What we find overall is that 67% of evaluations made by Sunyerites take [o] as the "good" variant in pretonic position in olor (smell) ovella (sheep) orella (ear) and [u] as the "good" one in ufanosa (luxuriant); nonetheless, in more than 80% of instances the interviewers state that [aw] is the variant that they themselves use and also the one generally used in the village (see figure 4):

Figure 4. Evaluation of pre-tonic realisations [aw] and [o]

Figure 4. Evaluation of pre-tonic realisations [aw] and [o]

Looking at how evaluations made by the inteviewees in relation to lexical items, we see that ovella is the word where [o] is considered most normal; on the other hand, in the case of ufanosa, [aw] is seen as normal. Lastly, in the case of orella speakers are more insecure: 75% of the interviewees deem [o] the "good" variant 100% claim [aw] is the variant they use and consider this is the form used in Sunyer. These results tie in, once again, with the data obtained in the analysis of production (see figure 5) and make it possible to track the process of decline of the [aw] realisation from the subjective point of view of the speakers.

Figure 5. Evaluations and probability of maintaining [aw]

Figure 5. Evaluations and probability of maintaining [aw]

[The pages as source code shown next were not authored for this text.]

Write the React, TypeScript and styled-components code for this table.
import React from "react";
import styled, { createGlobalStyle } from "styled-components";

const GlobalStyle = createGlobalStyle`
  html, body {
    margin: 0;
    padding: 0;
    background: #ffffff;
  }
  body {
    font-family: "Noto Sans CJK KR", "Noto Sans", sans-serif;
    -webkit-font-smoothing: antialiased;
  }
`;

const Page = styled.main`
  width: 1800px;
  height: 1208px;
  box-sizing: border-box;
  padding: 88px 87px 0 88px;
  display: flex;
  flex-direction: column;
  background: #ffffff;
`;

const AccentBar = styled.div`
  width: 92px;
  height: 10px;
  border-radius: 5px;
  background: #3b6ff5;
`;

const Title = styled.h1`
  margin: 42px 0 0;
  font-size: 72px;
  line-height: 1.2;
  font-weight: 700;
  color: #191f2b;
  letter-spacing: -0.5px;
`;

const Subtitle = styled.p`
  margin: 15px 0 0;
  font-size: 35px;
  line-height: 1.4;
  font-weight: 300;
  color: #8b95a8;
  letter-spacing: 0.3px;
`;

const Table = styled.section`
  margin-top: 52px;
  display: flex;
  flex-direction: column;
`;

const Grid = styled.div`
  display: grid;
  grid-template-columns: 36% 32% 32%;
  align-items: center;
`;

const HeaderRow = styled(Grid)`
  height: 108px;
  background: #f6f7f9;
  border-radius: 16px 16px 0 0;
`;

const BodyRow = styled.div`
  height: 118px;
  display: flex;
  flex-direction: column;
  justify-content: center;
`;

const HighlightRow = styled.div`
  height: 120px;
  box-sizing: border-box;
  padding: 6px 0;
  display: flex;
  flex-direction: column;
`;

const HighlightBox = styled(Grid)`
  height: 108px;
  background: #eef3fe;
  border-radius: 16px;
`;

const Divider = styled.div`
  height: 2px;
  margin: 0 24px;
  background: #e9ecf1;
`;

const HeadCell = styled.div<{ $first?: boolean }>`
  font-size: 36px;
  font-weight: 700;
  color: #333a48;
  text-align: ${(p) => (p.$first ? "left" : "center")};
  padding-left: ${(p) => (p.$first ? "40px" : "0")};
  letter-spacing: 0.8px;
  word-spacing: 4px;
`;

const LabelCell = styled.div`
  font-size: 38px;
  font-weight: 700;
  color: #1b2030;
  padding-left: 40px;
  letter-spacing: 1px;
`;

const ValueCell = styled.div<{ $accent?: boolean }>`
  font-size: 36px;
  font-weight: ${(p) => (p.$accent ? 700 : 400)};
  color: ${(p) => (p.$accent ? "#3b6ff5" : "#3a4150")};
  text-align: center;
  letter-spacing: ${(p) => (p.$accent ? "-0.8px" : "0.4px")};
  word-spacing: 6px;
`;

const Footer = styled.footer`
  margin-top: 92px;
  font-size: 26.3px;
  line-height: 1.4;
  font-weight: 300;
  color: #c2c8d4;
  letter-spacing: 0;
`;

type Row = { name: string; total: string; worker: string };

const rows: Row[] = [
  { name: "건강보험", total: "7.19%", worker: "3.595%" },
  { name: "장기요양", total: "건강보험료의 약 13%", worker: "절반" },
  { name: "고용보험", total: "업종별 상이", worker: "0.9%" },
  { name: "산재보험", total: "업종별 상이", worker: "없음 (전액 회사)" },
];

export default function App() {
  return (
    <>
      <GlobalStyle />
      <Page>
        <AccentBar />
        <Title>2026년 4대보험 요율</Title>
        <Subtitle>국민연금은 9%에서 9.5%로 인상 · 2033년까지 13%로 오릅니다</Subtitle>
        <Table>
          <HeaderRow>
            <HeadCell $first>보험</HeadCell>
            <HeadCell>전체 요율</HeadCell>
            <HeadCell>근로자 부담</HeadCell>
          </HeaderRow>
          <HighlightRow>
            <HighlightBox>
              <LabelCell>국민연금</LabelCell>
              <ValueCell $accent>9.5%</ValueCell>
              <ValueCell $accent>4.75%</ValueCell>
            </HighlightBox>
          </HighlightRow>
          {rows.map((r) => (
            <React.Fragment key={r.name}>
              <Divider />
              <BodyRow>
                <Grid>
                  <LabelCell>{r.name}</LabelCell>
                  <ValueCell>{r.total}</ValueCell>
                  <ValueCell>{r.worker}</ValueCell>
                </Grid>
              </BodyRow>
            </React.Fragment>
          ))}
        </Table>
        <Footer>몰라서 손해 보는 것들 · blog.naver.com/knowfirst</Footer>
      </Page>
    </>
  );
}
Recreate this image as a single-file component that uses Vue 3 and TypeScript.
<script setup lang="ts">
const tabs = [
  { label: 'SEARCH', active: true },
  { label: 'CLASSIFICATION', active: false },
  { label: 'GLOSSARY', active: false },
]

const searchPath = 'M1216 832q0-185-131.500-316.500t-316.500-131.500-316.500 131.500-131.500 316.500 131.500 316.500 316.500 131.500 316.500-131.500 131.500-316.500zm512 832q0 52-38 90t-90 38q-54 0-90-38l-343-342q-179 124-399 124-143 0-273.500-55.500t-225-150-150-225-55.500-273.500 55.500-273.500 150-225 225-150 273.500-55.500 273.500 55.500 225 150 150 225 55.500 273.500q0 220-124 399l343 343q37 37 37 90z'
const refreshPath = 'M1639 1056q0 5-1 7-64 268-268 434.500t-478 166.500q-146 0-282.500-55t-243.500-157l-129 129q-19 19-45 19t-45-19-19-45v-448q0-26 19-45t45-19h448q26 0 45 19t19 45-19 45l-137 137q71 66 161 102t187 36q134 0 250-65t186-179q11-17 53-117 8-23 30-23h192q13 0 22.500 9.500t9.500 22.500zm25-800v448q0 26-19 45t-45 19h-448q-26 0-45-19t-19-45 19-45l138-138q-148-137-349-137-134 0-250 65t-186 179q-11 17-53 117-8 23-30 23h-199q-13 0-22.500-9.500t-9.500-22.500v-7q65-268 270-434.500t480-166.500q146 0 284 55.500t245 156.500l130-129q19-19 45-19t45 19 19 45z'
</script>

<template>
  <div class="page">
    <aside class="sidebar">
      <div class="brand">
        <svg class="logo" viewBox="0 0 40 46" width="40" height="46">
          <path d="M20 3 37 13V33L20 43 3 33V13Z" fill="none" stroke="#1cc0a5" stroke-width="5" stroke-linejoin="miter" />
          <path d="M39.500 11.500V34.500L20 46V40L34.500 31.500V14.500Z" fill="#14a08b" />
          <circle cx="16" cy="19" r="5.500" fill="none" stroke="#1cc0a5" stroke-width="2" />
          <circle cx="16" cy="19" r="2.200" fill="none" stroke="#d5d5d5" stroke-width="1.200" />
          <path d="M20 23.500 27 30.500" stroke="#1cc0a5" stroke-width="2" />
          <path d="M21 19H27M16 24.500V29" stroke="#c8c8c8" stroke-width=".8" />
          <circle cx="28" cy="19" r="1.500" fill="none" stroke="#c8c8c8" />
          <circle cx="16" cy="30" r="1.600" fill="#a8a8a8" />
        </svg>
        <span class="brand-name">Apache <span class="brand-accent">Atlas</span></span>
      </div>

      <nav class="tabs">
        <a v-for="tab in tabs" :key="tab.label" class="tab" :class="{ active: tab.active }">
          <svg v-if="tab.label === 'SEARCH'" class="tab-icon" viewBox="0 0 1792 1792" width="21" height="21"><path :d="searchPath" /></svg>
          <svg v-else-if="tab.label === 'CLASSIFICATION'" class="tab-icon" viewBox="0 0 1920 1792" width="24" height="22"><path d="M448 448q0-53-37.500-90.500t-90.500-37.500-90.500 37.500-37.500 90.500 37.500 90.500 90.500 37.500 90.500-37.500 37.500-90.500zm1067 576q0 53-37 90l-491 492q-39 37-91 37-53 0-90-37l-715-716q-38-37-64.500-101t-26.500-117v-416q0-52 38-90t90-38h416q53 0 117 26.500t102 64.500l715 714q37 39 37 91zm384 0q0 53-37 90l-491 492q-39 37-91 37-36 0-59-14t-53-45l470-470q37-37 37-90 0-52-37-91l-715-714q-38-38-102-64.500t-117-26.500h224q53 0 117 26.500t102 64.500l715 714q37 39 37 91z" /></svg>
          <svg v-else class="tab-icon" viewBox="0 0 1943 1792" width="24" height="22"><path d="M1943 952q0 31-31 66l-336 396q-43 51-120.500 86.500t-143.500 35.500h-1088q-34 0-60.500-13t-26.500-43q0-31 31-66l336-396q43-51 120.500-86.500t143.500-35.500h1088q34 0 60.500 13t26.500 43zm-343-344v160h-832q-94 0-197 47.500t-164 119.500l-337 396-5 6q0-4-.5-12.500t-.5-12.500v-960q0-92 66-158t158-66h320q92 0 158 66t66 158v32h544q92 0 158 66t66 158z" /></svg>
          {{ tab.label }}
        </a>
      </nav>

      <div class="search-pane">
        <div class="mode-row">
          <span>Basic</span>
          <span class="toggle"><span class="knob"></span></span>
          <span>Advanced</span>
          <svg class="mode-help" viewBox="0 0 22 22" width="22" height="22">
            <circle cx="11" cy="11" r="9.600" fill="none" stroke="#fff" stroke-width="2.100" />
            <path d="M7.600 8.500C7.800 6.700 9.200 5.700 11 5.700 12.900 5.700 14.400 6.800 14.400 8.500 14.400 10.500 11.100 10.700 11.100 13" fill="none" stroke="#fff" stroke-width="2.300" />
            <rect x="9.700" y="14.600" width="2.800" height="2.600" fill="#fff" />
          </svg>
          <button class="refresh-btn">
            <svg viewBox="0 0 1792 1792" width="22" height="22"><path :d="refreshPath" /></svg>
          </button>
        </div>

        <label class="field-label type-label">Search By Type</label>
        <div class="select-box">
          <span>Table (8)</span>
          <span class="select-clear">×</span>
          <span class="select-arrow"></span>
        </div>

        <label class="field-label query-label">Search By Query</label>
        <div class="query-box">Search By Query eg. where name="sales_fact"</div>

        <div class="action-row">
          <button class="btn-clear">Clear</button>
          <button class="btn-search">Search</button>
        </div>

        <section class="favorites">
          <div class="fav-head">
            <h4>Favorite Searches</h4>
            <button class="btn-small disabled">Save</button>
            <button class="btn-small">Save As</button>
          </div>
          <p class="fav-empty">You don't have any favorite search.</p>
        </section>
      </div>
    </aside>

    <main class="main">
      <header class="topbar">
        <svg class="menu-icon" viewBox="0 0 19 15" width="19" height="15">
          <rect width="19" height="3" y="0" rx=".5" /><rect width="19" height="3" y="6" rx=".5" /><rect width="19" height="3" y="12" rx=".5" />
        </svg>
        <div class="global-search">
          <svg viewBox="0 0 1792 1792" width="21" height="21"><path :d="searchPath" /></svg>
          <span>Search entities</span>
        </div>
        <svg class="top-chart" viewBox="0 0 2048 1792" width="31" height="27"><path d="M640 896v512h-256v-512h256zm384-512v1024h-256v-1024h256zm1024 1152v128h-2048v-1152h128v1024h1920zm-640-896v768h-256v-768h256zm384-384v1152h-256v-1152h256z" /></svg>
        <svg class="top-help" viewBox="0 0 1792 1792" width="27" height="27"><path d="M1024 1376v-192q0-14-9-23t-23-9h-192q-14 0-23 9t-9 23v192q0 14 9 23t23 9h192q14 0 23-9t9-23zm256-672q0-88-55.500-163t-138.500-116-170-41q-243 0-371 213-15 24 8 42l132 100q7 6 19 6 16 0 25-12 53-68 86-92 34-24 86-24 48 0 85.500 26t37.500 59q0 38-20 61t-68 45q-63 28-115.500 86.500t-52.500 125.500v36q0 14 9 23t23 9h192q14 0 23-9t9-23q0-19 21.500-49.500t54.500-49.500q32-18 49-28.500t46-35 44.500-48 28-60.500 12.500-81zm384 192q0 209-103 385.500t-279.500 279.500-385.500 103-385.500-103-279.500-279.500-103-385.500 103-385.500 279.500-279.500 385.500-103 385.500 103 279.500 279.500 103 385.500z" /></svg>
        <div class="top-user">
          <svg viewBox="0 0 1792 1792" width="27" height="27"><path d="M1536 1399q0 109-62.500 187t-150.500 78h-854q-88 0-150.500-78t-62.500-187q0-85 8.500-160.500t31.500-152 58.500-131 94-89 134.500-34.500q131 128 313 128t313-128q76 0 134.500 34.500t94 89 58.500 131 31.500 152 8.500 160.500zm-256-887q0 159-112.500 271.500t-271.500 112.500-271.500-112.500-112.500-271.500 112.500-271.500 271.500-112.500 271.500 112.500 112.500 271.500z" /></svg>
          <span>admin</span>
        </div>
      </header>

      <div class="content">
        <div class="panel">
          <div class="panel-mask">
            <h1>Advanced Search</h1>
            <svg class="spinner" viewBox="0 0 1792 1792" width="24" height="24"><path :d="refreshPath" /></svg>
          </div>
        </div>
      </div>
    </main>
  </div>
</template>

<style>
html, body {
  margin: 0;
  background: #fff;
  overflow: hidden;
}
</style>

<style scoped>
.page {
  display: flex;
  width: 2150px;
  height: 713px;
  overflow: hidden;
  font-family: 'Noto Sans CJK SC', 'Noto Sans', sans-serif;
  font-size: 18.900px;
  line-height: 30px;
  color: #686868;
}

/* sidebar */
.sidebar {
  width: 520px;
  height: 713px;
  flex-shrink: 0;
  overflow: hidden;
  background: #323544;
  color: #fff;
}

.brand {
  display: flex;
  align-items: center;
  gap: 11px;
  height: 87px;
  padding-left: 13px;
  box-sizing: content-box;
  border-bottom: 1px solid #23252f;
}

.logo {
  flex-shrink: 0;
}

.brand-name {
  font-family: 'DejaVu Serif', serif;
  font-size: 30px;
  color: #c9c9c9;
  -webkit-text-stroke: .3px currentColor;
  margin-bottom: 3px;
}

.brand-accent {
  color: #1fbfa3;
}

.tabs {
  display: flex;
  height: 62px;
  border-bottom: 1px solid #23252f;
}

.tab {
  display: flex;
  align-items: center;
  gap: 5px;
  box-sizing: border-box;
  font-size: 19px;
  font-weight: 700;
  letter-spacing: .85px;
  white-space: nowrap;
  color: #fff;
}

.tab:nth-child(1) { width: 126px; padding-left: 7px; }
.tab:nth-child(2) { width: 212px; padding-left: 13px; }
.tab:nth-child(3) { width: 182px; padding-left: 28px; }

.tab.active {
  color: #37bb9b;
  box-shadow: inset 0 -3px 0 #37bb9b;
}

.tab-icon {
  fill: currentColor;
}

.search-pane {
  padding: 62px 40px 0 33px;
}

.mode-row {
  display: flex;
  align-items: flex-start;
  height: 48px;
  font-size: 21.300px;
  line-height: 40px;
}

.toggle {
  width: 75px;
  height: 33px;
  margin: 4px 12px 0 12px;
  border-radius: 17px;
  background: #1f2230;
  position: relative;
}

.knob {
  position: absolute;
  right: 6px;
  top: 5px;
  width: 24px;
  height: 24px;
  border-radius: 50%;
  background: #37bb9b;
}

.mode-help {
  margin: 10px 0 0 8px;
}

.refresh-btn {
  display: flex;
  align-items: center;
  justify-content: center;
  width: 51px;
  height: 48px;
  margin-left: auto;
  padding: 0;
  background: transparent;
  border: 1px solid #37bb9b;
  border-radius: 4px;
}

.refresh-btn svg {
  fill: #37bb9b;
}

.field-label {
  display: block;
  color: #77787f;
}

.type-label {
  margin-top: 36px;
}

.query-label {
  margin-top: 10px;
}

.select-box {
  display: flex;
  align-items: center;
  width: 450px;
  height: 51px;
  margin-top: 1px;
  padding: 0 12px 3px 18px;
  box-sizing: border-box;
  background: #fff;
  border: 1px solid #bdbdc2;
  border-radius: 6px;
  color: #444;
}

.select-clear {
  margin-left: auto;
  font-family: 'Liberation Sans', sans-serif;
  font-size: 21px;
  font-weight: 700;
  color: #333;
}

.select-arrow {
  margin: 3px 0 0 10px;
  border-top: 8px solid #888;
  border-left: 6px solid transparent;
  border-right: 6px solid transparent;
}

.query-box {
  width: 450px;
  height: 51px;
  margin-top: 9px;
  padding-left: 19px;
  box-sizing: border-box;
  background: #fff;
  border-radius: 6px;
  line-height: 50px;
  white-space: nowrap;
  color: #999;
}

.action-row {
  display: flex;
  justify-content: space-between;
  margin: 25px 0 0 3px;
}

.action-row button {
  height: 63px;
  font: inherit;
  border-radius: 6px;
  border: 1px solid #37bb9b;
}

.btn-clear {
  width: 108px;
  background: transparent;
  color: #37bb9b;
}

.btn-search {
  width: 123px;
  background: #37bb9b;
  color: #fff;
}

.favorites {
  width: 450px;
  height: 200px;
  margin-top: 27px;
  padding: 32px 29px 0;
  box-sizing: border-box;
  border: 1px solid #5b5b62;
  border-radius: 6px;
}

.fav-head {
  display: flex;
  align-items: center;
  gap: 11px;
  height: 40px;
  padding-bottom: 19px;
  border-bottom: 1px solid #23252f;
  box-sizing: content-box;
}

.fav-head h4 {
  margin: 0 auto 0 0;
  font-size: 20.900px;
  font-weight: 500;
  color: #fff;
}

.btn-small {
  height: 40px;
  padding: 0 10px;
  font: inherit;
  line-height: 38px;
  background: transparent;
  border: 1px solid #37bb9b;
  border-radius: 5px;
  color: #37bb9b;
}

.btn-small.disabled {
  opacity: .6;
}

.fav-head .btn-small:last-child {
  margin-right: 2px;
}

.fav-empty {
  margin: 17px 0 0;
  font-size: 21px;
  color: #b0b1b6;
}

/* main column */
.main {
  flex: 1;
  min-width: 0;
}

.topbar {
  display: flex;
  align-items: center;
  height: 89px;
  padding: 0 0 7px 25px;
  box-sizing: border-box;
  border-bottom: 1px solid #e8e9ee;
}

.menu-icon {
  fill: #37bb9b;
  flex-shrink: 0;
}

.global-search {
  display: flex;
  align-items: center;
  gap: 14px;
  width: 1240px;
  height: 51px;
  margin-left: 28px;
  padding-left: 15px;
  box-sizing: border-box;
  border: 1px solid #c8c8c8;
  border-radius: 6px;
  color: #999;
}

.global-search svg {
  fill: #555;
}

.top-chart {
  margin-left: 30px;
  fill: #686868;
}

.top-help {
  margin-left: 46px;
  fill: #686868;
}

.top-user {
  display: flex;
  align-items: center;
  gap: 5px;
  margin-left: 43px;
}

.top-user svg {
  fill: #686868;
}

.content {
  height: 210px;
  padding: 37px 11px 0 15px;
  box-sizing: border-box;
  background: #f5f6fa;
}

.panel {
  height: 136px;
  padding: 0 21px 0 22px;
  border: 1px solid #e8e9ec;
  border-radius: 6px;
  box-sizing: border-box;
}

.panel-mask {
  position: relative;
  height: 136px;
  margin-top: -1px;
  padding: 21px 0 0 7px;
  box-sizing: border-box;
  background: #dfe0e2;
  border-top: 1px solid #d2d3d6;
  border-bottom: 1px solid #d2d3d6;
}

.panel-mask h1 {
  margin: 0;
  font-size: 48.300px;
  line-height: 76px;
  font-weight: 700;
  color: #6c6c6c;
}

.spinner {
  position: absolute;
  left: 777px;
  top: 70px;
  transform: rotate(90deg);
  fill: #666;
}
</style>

The consultants' impressions regarding the pretonic [aw] variant vary significantly in relation to age: 1) [aw] is considered own variant (the variant used by the speaker) in 97% of the elderly group; among the youngest speakers this falls by some 30% but still occurs at a comparatively high rate (66%). 2) [aw] is considered the form used in Sunyer and occurs at a high level among all speakers, above all the elderly. 3) Lastly, only the elderly (mostly) view the [aw] diphthong as the "good" form, (at 77%) while in the case of the other speakers the percentage who think so falls to a mere 10% (see figure 6). From all this, we can deduce that, on a subjective level, the sound change has reached an intermediate stage in the case of the youngest speakers and practically speaking has not even begun among the oldest age group, the only ones who have a high level of linguistic security. (11)

Figure 6. Evaluation and probability of maintaining [aw]
by age group of interviewee

Figure 6. Evaluation and probability of maintaining [aw]

As regards schooling, the only evaluations that present interesting differences among the interviewees are those that have to do with which vowel is considered the good one. In effect, the interviewees who have no knowledge of written Catalan and those who did not receive any schooling consider [aw] to be good; all the others view [aw] as the good variant in a progressively decreasing curve in inverse relation to education (see figure 7). This, combined with the results obtained in the analysis of production enable us to detect the beginning of the sound change among the more educated, who are in turn show greater discrepancy between their evaluations and production.